*TASK REQUIREMENTS*:
Leave out the pictures, then reproduce the rest of the material exactly.

*RAW DATA*:
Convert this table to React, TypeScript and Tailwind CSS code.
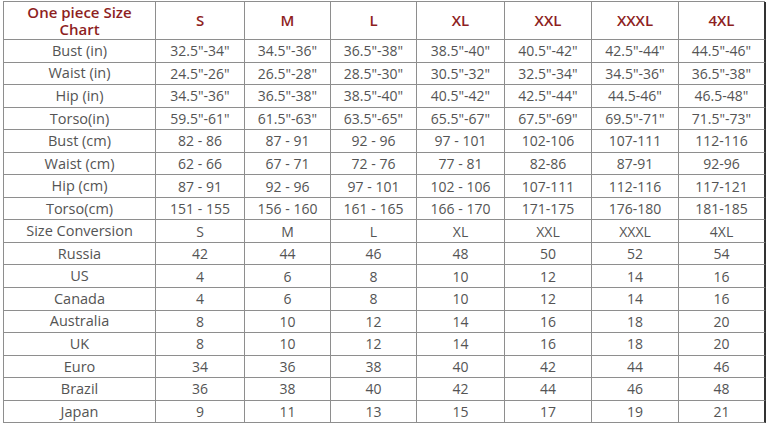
const SIZES = ["S", "M", "L", "XL", "XXL", "XXXL", "4XL"];

const ROWS: [string, string[]][] = [
  ["Bust (in)", ['32.5"-34"', '34.5"-36"', '36.5"-38"', '38.5"-40"', '40.5"-42"', '42.5"-44"', '44.5"-46"']],
  ["Waist (in)", ['24.5"-26"', '26.5"-28"', '28.5"-30"', '30.5"-32"', '32.5"-34"', '34.5"-36"', '36.5"-38"']],
  ["Hip (in)", ['34.5"-36"', '36.5"-38"', '38.5"-40"', '40.5"-42"', '42.5"-44"', '44.5-46"', '46.5-48"']],
  ["Torso(in)", ['59.5"-61"', '61.5"-63"', '63.5"-65"', '65.5"-67"', '67.5"-69"', '69.5"-71"', '71.5"-73"']],
  ["Bust (cm)", ["82 - 86", "87 - 91", "92 - 96", "97 - 101", "102-106", "107-111", "112-116"]],
  ["Waist (cm)", ["62 - 66", "67 - 71", "72 - 76", "77 - 81", "82-86", "87-91", "92-96"]],
  ["Hip (cm)", ["87 - 91", "92 - 96", "97 - 101", "102 - 106", "107-111", "112-116", "117-121"]],
  ["Torso(cm)", ["151 - 155", "156 - 160", "161 - 165", "166 - 170", "171-175", "176-180", "181-185"]],
  ["Size Conversion", ["S", "M", "L", "XL", "XXL", "XXXL", "4XL"]],
  ["Russia", ["42", "44", "46", "48", "50", "52", "54"]],
  ["US", ["4", "6", "8", "10", "12", "14", "16"]],
  ["Canada", ["4", "6", "8", "10", "12", "14", "16"]],
  ["Australia", ["8", "10", "12", "14", "16", "18", "20"]],
  ["UK", ["8", "10", "12", "14", "16", "18", "20"]],
  ["Euro", ["34", "36", "38", "40", "42", "44", "46"]],
  ["Brazil", ["36", "38", "40", "42", "44", "46", "48"]],
  ["Japan", ["9", "11", "13", "15", "17", "19", "21"]],
];

const cell =
  "flex items-center justify-center border-r border-b border-[#8e8e8e] text-center";

export default function App() {
  return (
    <div className="w-[768px] h-[423px] overflow-hidden bg-white pt-px pl-[3px] font-['Open_Sans',sans-serif]">
      {/* Size chart grid */}
      <div className="grid grid-cols-[152px_89px_86px_86px_88px_87px_87px_87px] grid-rows-[38px_repeat(17,22.56px)] border-t border-l border-[#8e8e8e] w-[762px]">
        <div className={`${cell} flex-col text-[15px] leading-[17px] font-semibold text-[#8e1f1f]`}>
          <span>One piece Size</span>
          <span>Chart</span>
        </div>
        {SIZES.map((s, i) => (
          <div
            key={s}
            className={`${cell} text-[15px] font-semibold text-[#8e1f1f] ${i === 6 ? "border-r-2 border-r-[#333]" : ""}`}
          >
            {s}
          </div>
        ))}
        {ROWS.map(([label, vals]) => (
          <>
            <div key={label} className={`${cell} text-[14.5px] text-[#545454]`}>
              {label}
            </div>
            {vals.map((v, i) => (
              <div
                key={label + i}
                className={`${cell} text-[14px] text-[#545454] ${i === 6 ? "border-r-2 border-r-[#333]" : ""}`}
              >
                {v}
              </div>
            ))}
          </>
        ))}
      </div>
    </div>
  );
}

*SOLUTION TO THE EXERCISE*:
Convert this table to React, TypeScript and Tailwind CSS code.
const SIZES = ["S", "M", "L", "XL", "XXL", "XXXL", "4XL"];

const ROWS: [string, string[]][] = [
  ["Bust (in)", ['32.5"-34"', '34.5"-36"', '36.5"-38"', '38.5"-40"', '40.5"-42"', '42.5"-44"', '44.5"-46"']],
  ["Waist (in)", ['24.5"-26"', '26.5"-28"', '28.5"-30"', '30.5"-32"', '32.5"-34"', '34.5"-36"', '36.5"-38"']],
  ["Hip (in)", ['34.5"-36"', '36.5"-38"', '38.5"-40"', '40.5"-42"', '42.5"-44"', '44.5-46"', '46.5-48"']],
  ["Torso(in)", ['59.5"-61"', '61.5"-63"', '63.5"-65"', '65.5"-67"', '67.5"-69"', '69.5"-71"', '71.5"-73"']],
  ["Bust (cm)", ["82 - 86", "87 - 91", "92 - 96", "97 - 101", "102-106", "107-111", "112-116"]],
  ["Waist (cm)", ["62 - 66", "67 - 71", "72 - 76", "77 - 81", "82-86", "87-91", "92-96"]],
  ["Hip (cm)", ["87 - 91", "92 - 96", "97 - 101", "102 - 106", "107-111", "112-116", "117-121"]],
  ["Torso(cm)", ["151 - 155", "156 - 160", "161 - 165", "166 - 170", "171-175", "176-180", "181-185"]],
  ["Size Conversion", ["S", "M", "L", "XL", "XXL", "XXXL", "4XL"]],
  ["Russia", ["42", "44", "46", "48", "50", "52", "54"]],
  ["US", ["4", "6", "8", "10", "12", "14", "16"]],
  ["Canada", ["4", "6", "8", "10", "12", "14", "16"]],
  ["Australia", ["8", "10", "12", "14", "16", "18", "20"]],
  ["UK", ["8", "10", "12", "14", "16", "18", "20"]],
  ["Euro", ["34", "36", "38", "40", "42", "44", "46"]],
  ["Brazil", ["36", "38", "40", "42", "44", "46", "48"]],
  ["Japan", ["9", "11", "13", "15", "17", "19", "21"]],
];

const cell =
  "flex items-center justify-center border-r border-b border-[#8e8e8e] text-center";

export default function App() {
  return (
    <div className="w-[768px] h-[423px] overflow-hidden bg-white pt-px pl-[3px] font-['Open_Sans',sans-serif]">
      {/* Size chart grid */}
      <div className="grid grid-cols-[152px_89px_86px_86px_88px_87px_87px_87px] grid-rows-[38px_repeat(17,22.56px)] border-t border-l border-[#8e8e8e] w-[762px]">
        <div className={`${cell} flex-col text-[15px] leading-[17px] font-semibold text-[#8e1f1f]`}>
          <span>One piece Size</span>
          <span>Chart</span>
        </div>
        {SIZES.map((s, i) => (
          <div
            key={s}
            className={`${cell} text-[15px] font-semibold text-[#8e1f1f] ${i === 6 ? "border-r-2 border-r-[#333]" : ""}`}
          >
            {s}
          </div>
        ))}
        {ROWS.map(([label, vals]) => (
          <>
            <div key={label} className={`${cell} text-[14.5px] text-[#545454]`}>
              {label}
            </div>
            {vals.map((v, i) => (
              <div
                key={label + i}
                className={`${cell} text-[14px] text-[#545454] ${i === 6 ? "border-r-2 border-r-[#333]" : ""}`}
              >
                {v}
              </div>
            ))}
          </>
        ))}
      </div>
    </div>
  );
}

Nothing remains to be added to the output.